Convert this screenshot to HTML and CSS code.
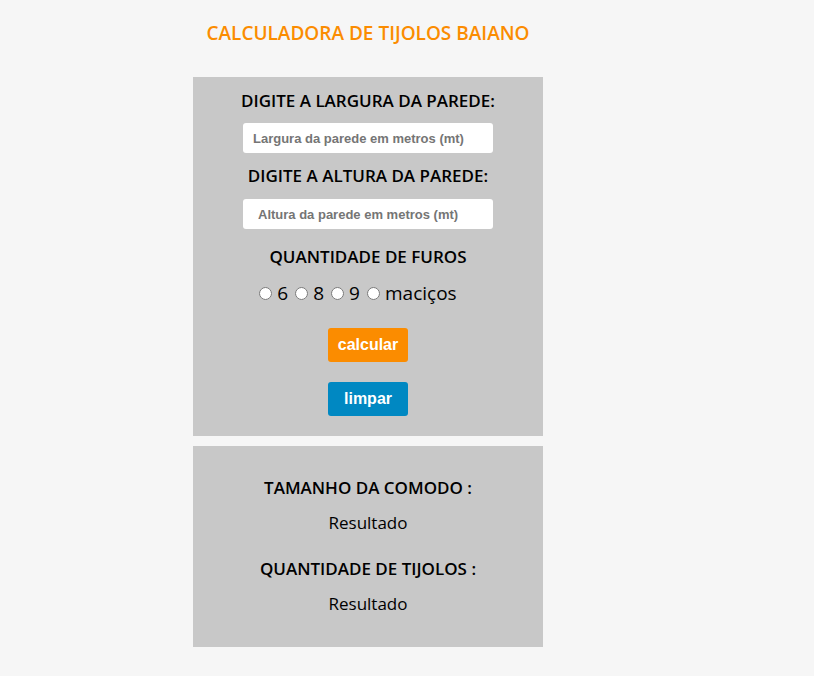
FILE: index.html
```html
<!DOCTYPE html>
<html lang="pt-BR">
<head>
<meta charset="utf-8">
<title>Calculadora de Tijolos Baiano</title>
<link rel="stylesheet" href="styles.css">
</head>
<body>
<main class="wrap">
  <h1 class="title">CALCULADORA DE TIJOLOS BAIANO</h1>
  <section class="panel form">
    <h2 class="label">DIGITE A LARGURA DA PAREDE:</h2>
    <input class="field field-a" type="text" placeholder="Largura da parede em metros (mt)">
    <h2 class="label label-2">DIGITE A ALTURA DA PAREDE:</h2>
    <input class="field field-b" type="text" placeholder="Altura da parede em metros (mt)">
    <h2 class="label label-3">QUANTIDADE DE FUROS</h2>
    <div class="radios">
      <input type="radio" name="furos" id="f6"><label for="f6">6</label>
      <input type="radio" name="furos" id="f8"><label for="f8">8</label>
      <input type="radio" name="furos" id="f9"><label for="f9">9</label>
      <input type="radio" name="furos" id="fm"><label for="fm">maciços</label>
    </div>
    <button class="btn btn-calc">calcular</button>
    <button class="btn btn-clear">limpar</button>
  </section>
  <section class="panel result">
    <h2 class="label">TAMANHO DA COMODO :</h2>
    <p class="value">Resultado</p>
    <h2 class="label label-r2">QUANTIDADE DE TIJOLOS :</h2>
    <p class="value">Resultado</p>
  </section>
</main>
</body>
</html>
```
FILE: styles.css
```css
html, body {
  margin: 0;
  padding: 0;
  background: #f6f6f6;
}
body {
  font-family: "Open Sans", "DejaVu Sans", sans-serif;
  color: #000;
}
.wrap {
  width: 350px;
  margin-left: 193px;
  display: flex;
  flex-direction: column;
}
.title {
  margin: 20px 0 0;
  height: 57px;
  font-size: 19px;
  line-height: 26px;
  font-weight: 600;
  color: #fb8c00;
  text-align: center;
}
.panel {
  background: #c8c8c8;
  display: flex;
  flex-direction: column;
  align-items: center;
}
.form {
  padding: 12px 0 20px;
}
.result {
  margin-top: 10px;
  padding: 30px 0 31px;
}
.label {
  margin: 0;
  font-size: 17px;
  line-height: 24px;
  font-weight: 600;
}
.label-2 { margin-top: 11px; }
.label-3 { margin-top: 16px; }
.label-r2 { margin-top: 22px; }
.field {
  box-sizing: border-box;
  width: 250px;
  height: 30px;
  margin-top: 10px;
  border: none;
  border-radius: 3px;
  background: #fff;
  font-family: "Liberation Sans", Arial, sans-serif;
  font-weight: 700;
  font-size: 13px;
  outline: none;
}
.field::placeholder { color: #757575; }
.field-a { padding-left: 10px; }
.field-b { margin-top: 11px; padding-left: 15px; }
.radios {
  margin-top: 12px;
  padding-right: 20px;
  height: 24px;
  display: flex;
  align-items: center;
  font-size: 19px;
  line-height: 24px;
}
.radios input {
  margin: 0 5px 0 7px;
  width: 13px;
  height: 13px;
}
.radios input:first-child { margin-left: 0; }
.btn {
  width: 80px;
  height: 34px;
  border: none;
  border-radius: 3px;
  color: #fff;
  font-family: "Liberation Sans", Arial, sans-serif;
  font-weight: 700;
  font-size: 16px;
  padding: 0;
}
.btn-calc { margin-top: 23px; background: #fb8c00; }
.btn-clear { margin-top: 20px; background: #0088c2; }
.value {
  margin: 11px 0 0;
  font-size: 17px;
  line-height: 24px;
}
```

DIRECTIONS -
Restate the data above word for word. Skip every picture.

SOLUTION TO THIS TASK -
Convert this screenshot to HTML and CSS code.
FILE: index.html
```html
<!DOCTYPE html>
<html lang="pt-BR">
<head>
<meta charset="utf-8">
<title>Calculadora de Tijolos Baiano</title>
<link rel="stylesheet" href="styles.css">
</head>
<body>
<main class="wrap">
  <h1 class="title">CALCULADORA DE TIJOLOS BAIANO</h1>
  <section class="panel form">
    <h2 class="label">DIGITE A LARGURA DA PAREDE:</h2>
    <input class="field field-a" type="text" placeholder="Largura da parede em metros (mt)">
    <h2 class="label label-2">DIGITE A ALTURA DA PAREDE:</h2>
    <input class="field field-b" type="text" placeholder="Altura da parede em metros (mt)">
    <h2 class="label label-3">QUANTIDADE DE FUROS</h2>
    <div class="radios">
      <input type="radio" name="furos" id="f6"><label for="f6">6</label>
      <input type="radio" name="furos" id="f8"><label for="f8">8</label>
      <input type="radio" name="furos" id="f9"><label for="f9">9</label>
      <input type="radio" name="furos" id="fm"><label for="fm">maciços</label>
    </div>
    <button class="btn btn-calc">calcular</button>
    <button class="btn btn-clear">limpar</button>
  </section>
  <section class="panel result">
    <h2 class="label">TAMANHO DA COMODO :</h2>
    <p class="value">Resultado</p>
    <h2 class="label label-r2">QUANTIDADE DE TIJOLOS :</h2>
    <p class="value">Resultado</p>
  </section>
</main>
</body>
</html>
```
FILE: styles.css
```css
html, body {
  margin: 0;
  padding: 0;
  background: #f6f6f6;
}
body {
  font-family: "Open Sans", "DejaVu Sans", sans-serif;
  color: #000;
}
.wrap {
  width: 350px;
  margin-left: 193px;
  display: flex;
  flex-direction: column;
}
.title {
  margin: 20px 0 0;
  height: 57px;
  font-size: 19px;
  line-height: 26px;
  font-weight: 600;
  color: #fb8c00;
  text-align: center;
}
.panel {
  background: #c8c8c8;
  display: flex;
  flex-direction: column;
  align-items: center;
}
.form {
  padding: 12px 0 20px;
}
.result {
  margin-top: 10px;
  padding: 30px 0 31px;
}
.label {
  margin: 0;
  font-size: 17px;
  line-height: 24px;
  font-weight: 600;
}
.label-2 { margin-top: 11px; }
.label-3 { margin-top: 16px; }
.label-r2 { margin-top: 22px; }
.field {
  box-sizing: border-box;
  width: 250px;
  height: 30px;
  margin-top: 10px;
  border: none;
  border-radius: 3px;
  background: #fff;
  font-family: "Liberation Sans", Arial, sans-serif;
  font-weight: 700;
  font-size: 13px;
  outline: none;
}
.field::placeholder { color: #757575; }
.field-a { padding-left: 10px; }
.field-b { margin-top: 11px; padding-left: 15px; }
.radios {
  margin-top: 12px;
  padding-right: 20px;
  height: 24px;
  display: flex;
  align-items: center;
  font-size: 19px;
  line-height: 24px;
}
.radios input {
  margin: 0 5px 0 7px;
  width: 13px;
  height: 13px;
}
.radios input:first-child { margin-left: 0; }
.btn {
  width: 80px;
  height: 34px;
  border: none;
  border-radius: 3px;
  color: #fff;
  font-family: "Liberation Sans", Arial, sans-serif;
  font-weight: 700;
  font-size: 16px;
  padding: 0;
}
.btn-calc { margin-top: 23px; background: #fb8c00; }
.btn-clear { margin-top: 20px; background: #0088c2; }
.value {
  margin: 11px 0 0;
  font-size: 17px;
  line-height: 24px;
}
```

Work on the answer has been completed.